90:00 – 93:30 90:00-93:30
The video concludes with the instructor looking at the screen, likely wrapping up the session. The final frames show the instructor's face as he finishes his explanation of the GATE question. There is no new content displayed, marking the end of the lecture. The instructor appears to be preparing to move on to the next topic or ending the recording.
The lecture provides a thorough overview of Input/Output management, starting from the basic definition of a computer system and the necessity of I/O devices for external communication. It systematically explores the role of interfaces in bridging the gap between the CPU and peripherals, addressing technical challenges like speed mismatches and signal conversion. The instructor contrasts Memory Mapped I/O and Isolated I/O, using historical processors like the 8085 and 8086 as examples to illustrate practical implementations.

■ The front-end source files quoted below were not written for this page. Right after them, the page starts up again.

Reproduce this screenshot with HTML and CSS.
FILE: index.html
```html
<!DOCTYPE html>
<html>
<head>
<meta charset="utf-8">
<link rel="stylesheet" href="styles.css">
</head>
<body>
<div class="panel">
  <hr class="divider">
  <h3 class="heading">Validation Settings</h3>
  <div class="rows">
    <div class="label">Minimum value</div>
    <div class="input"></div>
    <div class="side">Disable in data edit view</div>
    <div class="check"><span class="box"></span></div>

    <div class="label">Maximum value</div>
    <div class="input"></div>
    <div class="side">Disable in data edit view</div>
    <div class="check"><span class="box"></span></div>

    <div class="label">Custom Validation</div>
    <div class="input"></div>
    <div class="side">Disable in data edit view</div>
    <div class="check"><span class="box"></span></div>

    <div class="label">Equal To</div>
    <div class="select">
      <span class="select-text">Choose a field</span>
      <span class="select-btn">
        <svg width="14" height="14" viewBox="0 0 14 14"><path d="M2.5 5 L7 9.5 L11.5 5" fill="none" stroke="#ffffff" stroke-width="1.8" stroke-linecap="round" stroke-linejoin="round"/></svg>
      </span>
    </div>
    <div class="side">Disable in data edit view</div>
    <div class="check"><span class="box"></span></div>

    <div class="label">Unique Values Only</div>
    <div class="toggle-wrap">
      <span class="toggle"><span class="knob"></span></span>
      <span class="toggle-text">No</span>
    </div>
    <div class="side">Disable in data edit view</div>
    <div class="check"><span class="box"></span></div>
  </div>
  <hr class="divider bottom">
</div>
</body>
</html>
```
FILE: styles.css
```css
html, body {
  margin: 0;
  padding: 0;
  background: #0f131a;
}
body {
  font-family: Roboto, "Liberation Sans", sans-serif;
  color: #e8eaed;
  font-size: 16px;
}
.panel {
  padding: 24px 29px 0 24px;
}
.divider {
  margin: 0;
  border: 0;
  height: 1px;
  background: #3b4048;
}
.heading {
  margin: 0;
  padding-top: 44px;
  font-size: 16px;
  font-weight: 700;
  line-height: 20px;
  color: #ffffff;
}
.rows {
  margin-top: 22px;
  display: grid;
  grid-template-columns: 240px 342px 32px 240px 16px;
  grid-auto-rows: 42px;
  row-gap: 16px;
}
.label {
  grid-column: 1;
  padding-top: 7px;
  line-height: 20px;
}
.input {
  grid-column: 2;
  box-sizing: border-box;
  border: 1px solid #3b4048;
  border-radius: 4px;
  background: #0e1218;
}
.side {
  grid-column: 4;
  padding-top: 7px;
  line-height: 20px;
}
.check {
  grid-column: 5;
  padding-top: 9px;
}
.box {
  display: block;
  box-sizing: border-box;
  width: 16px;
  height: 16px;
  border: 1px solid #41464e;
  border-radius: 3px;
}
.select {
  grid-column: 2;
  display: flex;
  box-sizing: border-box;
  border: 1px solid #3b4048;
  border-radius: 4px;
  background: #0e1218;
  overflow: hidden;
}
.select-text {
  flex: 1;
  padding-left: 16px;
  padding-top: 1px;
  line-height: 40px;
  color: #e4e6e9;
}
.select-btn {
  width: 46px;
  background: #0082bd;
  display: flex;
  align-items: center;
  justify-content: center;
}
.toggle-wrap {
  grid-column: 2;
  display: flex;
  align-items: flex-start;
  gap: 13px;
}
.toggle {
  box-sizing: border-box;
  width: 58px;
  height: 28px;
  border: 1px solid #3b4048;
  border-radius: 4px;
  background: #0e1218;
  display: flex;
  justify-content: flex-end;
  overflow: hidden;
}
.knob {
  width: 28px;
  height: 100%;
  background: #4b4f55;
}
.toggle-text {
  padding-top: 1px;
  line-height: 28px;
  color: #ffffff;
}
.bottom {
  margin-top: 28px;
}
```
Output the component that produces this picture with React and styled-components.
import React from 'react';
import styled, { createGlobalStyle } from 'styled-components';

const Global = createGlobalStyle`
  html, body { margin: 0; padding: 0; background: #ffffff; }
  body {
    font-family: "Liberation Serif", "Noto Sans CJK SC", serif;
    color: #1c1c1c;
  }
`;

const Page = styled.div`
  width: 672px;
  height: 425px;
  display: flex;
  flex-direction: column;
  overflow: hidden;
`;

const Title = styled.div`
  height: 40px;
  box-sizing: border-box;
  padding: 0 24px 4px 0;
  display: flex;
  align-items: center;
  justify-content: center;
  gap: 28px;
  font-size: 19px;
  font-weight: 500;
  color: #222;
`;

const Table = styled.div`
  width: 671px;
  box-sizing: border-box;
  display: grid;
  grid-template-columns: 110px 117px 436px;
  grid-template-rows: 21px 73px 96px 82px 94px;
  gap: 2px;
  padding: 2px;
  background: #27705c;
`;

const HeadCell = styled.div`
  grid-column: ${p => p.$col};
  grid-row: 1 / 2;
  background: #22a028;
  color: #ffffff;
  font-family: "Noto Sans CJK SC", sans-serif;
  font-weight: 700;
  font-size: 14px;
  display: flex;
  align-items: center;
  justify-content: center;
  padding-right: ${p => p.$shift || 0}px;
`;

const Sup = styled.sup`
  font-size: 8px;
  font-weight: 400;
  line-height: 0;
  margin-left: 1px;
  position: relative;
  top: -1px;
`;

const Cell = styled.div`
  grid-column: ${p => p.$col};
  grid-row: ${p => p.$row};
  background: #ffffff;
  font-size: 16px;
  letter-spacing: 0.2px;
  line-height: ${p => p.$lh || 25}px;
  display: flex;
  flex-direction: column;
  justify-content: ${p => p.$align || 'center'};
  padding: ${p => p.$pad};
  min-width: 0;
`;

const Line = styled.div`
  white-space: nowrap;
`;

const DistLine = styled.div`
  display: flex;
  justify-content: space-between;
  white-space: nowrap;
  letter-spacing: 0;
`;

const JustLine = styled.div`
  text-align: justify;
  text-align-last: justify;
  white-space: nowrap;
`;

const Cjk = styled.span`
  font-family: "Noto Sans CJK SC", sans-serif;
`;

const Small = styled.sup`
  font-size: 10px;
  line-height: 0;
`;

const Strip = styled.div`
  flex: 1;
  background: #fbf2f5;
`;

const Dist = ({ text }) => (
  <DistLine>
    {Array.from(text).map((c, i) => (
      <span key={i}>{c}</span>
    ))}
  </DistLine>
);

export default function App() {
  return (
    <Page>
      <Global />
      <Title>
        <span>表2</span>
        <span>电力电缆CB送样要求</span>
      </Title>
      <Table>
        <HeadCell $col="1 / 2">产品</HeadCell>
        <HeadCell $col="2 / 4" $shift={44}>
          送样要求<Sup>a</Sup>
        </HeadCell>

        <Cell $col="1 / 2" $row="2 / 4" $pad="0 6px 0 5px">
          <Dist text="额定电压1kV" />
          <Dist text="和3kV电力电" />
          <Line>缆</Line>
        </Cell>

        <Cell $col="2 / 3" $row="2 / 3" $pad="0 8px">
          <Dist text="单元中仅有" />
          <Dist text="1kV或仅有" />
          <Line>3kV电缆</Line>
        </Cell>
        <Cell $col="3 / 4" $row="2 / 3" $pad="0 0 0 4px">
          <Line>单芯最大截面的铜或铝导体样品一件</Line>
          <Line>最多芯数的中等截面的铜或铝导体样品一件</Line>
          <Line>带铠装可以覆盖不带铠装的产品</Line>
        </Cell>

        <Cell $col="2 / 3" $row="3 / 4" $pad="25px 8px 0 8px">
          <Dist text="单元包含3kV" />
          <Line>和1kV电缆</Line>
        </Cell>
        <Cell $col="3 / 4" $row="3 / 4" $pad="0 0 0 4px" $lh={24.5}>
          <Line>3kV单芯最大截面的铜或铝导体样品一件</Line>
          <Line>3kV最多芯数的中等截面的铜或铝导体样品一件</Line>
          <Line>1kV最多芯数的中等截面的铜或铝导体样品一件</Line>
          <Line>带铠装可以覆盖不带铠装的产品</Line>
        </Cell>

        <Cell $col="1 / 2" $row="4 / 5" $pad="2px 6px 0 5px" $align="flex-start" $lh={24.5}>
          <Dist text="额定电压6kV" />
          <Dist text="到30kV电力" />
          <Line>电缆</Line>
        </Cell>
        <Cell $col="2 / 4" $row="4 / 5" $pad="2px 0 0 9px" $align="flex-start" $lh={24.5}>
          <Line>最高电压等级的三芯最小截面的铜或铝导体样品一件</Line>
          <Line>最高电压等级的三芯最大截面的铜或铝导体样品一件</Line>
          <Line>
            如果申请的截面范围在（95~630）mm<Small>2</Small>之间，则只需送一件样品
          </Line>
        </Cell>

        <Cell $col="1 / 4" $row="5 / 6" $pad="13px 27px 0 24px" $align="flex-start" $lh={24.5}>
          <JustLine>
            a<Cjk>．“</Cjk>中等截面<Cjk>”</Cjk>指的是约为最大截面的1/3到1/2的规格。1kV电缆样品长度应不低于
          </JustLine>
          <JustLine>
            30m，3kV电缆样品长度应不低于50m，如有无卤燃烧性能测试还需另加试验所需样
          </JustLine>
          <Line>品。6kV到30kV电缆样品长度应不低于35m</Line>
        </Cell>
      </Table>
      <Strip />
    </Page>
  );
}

The concept of the I/O Processor is introduced to highlight the benefits of offloading I/O tasks for improved parallelism. The lecture then categorizes data transfer modes into Programmed I/O, Interrupt Initiated I/O, and Direct Memory Access (DMA), detailing the pros and cons of each. Programmed I/O is shown to be inefficient due to busy-waiting, while Interrupt Initiated I/O offers better efficiency by allowing devices to signal the CPU. The Daisy Chaining scheme is explained as a method for managing priority among multiple devices. DMA is presented as the most efficient method for high-speed transfers, bypassing the CPU entirely. The session reinforces these concepts through the analysis of GATE exam questions, requiring students to apply theoretical knowledge to solve problems related to interrupt timing, daisy chain priority, and the sequence of events during interrupt handling. This combination of theoretical explanation, diagrammatic representation, and practical problem-solving ensures a comprehensive understanding of I/O management in computer systems.